Die bisherige Technik verbraucht jedoch viel Energie. Darum haben Marc-André Dittrich und sein Kollege Jan Brüning mit anderen Forschern der Universität Hannover, mit der Gesellschaft zur Förderung angewandter Informatik Berlin und mehreren Industriepartnern eine Alternative entwickelt. Sie wollen abgenutzte Bohrer und Fräswerkzeuge umschleifen. Am Anfang steht ein zweigliedriger Analyseprozess, erklärt Jan Brüning:
"Das Eine ist eine Datenhaltung, die wir mitführen müssen, um zu wissen, mit welchem Fräswerkzeug wir es überhaupt zu tun haben. Also aus welchem Material ist es hergestellt worden? Und das andere ist dann eine optische Analyse des Fräswerkzeugs, um darauf rückschließen zu können, was mit diesem Werkzeug passiert ist. Sind beispielsweise Teile der Schneide ausgebrochen? Oder kam es zu einem größeren Bruch?"
Eine optische 3D-Analyse von Werkzeugen ist anspruchsvoll, weiß Niels Heuwold von der Gesellschaft zur Förderung angewandter Informatik in Berlin. Grund ist die glänzend reflektierende Metalloberfläche.

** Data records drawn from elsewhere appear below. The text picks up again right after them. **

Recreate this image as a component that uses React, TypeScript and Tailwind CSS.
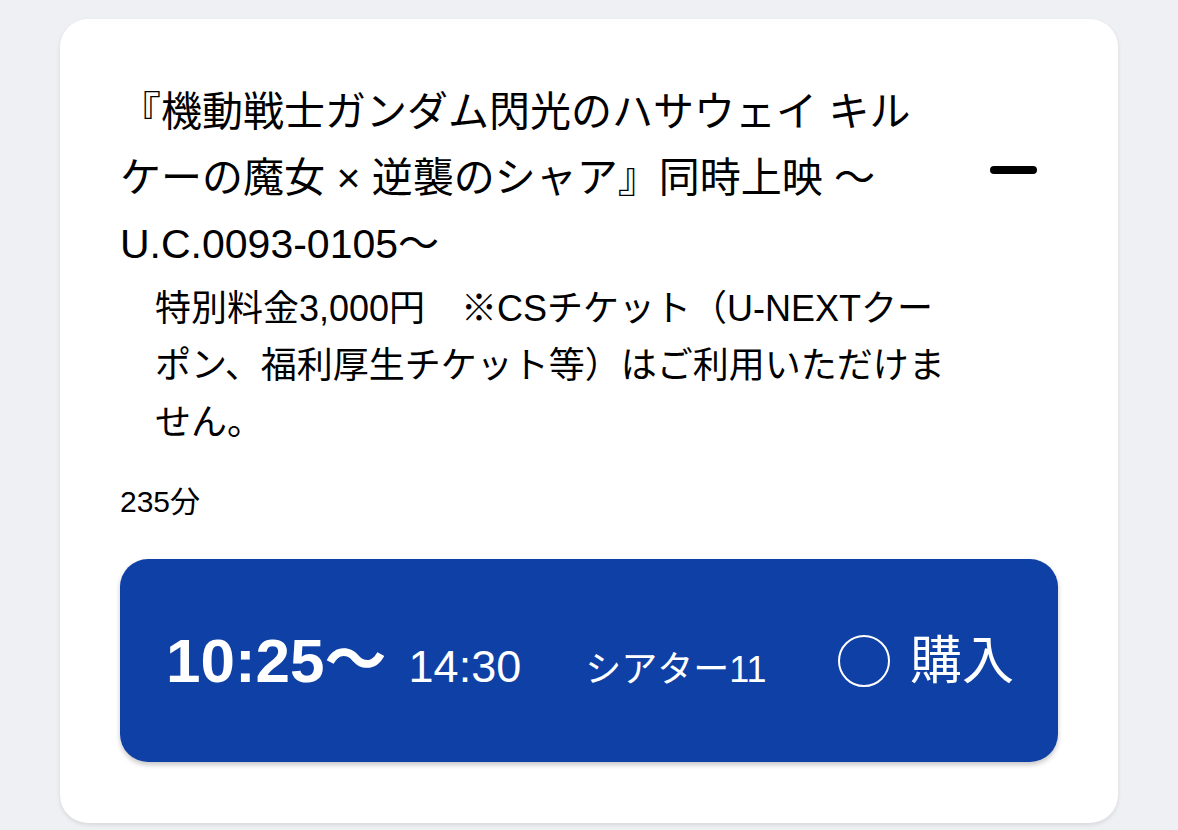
export default function App() {
  return (
    <div
      className="min-h-[830px] w-full bg-[#eff0f3] px-[60px] pt-[19px] text-black"
      style={{ fontFamily: '"Liberation Sans", "Noto Sans CJK JP", sans-serif' }}
    >
      <div className="rounded-[28px] bg-white px-[60px] pb-[61px] pt-[60px] shadow-[0_2px_4px_rgba(0,0,0,0.10)]">
        {/* Title row with collapse control */}
        <div className="flex items-center justify-between">
          <h2 className="w-[805px] text-[41px] font-normal leading-[66px]">
            『機動戦士ガンダム閃光のハサウェイ キルケーの魔女 × 逆襲のシャア』同時上映 〜U.C.0093-0105〜
          </h2>
          <button
            type="button"
            aria-label="閉じる"
            className="mb-[16px] mr-[21px] h-[8px] w-[47px] rounded-full bg-black"
          />
        </div>

        <p className="mt-[3px] w-[838px] pl-[35px] text-[36px] leading-[57px]">
          特別料金3,000円　※CSチケット（U-NEXTクーポン、福利厚生チケット等）はご利用いただけません。
        </p>

        {/* Runtime */}
        <div className="mt-[31px] text-[30px] leading-[40px]">235分</div>

        {/* Showtime button */}
        <div className="mt-[37px] flex h-[203px] items-center rounded-[28px] bg-[#0f40a6] pl-[46px] pr-[44px] text-white shadow-[0_3px_5px_rgba(0,0,0,0.22)]">
          <div className="flex items-baseline">
            <span className="text-[62px] font-bold leading-none">10:25〜</span>
            <span className="ml-[22px] text-[45px] leading-none">14:30</span>
            <span className="ml-[64px] text-[36px] leading-none">シアター11</span>
          </div>
          <div className="ml-auto flex items-center">
            <span className="h-[52px] w-[52px] rounded-full border-2 border-white" />
            <span className="ml-[20px] text-[52px] leading-none">購入</span>
          </div>
        </div>
      </div>
    </div>
  );
}
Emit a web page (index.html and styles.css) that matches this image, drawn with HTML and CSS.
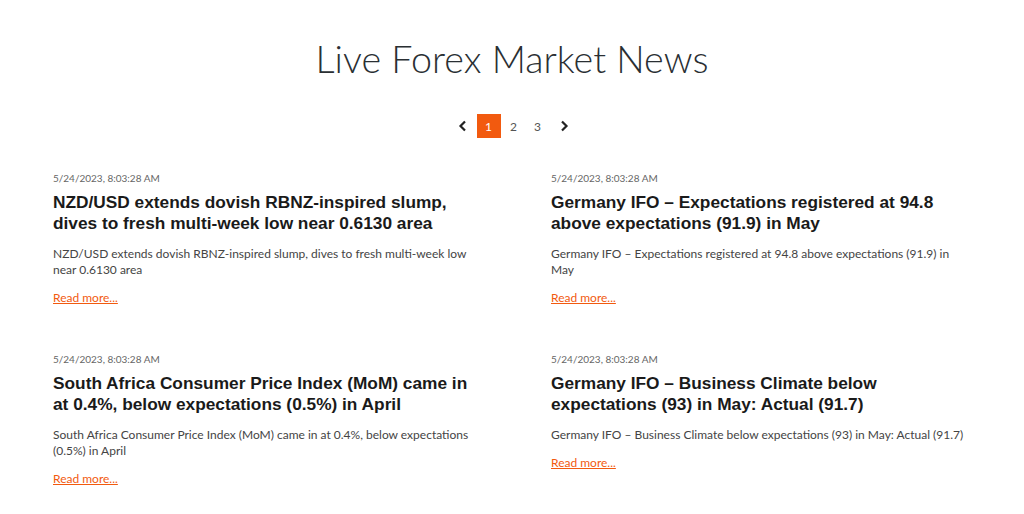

"Dieses Problem lösen wir durch die sogenannte HDR-Technik, bei der wie in der Fotografie mehrere Belichtungszeiten nacheinander genutzt werden."
Datenbank und Umschleifprozess
Damit lässt sich etwa ein Fräser bis auf wenige Mikrometer genau vermessen. Das ist wichtig, um auch kleine Bruchstellen oder Haarrisse erkennen zu können. Schließlich muss die Materialstruktur eines verschlissenen Werkzeugs noch stabil genug sein. Außerdem werden die Gesamtlänge und an mehreren Stellen die Durchmesser bestimmt. Alle diese Werte landen am Ende in einer Datenbank.
"Von jedem hinzukommenden Schrottwerkzeug werden nun ebenfalls diese Parameter bestimmt und mit denen der vorhandenen Werkzeuge in der Datenbank verglichen. Das Werkzeug in der Datenbank, das mit dem geringsten Aufwand hergestellt werden kann, wird über einen Algorithmus in unserer Software ermittelt und für den Umschleifprozess vorgeschlagen."
Somit bedeutet Umschleifen statt Verschrotten natürlich einen erheblich größeren Planungs- und Bearbeitungsaufwand. Trotzdem sei das Verfahren erheblich kostengünstiger als herkömmliches Hartmetall-Recycling, meint Jan Brüning:
"Je näher wir mit dem Zieldurchmesser an dem Ursprungsdurchmesser liegen, desto geringer sind natürlich die Zerspanungsaufwände, die wir haben. Und wir sind tatsächlich in der Lage, bis zu 50 Prozent der Kosten mit dem Verfahren zu sparen."
Verfahren für Werkzeugschleifereien interessant
Interessant wäre das Verfahren vor allem für Werkzeugschleifereien. Bei deren vorhandenen Maschinen ließen sich die neu entwickelte Messtechnik und Software nachrüsten. Aber dann müsste auch noch ein funktionierender Warenkreislauf zwischen Herstellern und Anwendern aufgebaut werden, betont Jan Brüning:
"Beispielsweise wäre hier denkbar, dass ein Werkzeughersteller Leasing-Verträge mit Kunden abschließt. Und dass dann auch sichergestellt ist, dass diese Werkzeuge genauso wieder zu dem Hersteller zurückfließen, damit er dann aus diesem Werkzeug ein neues herstellen kann."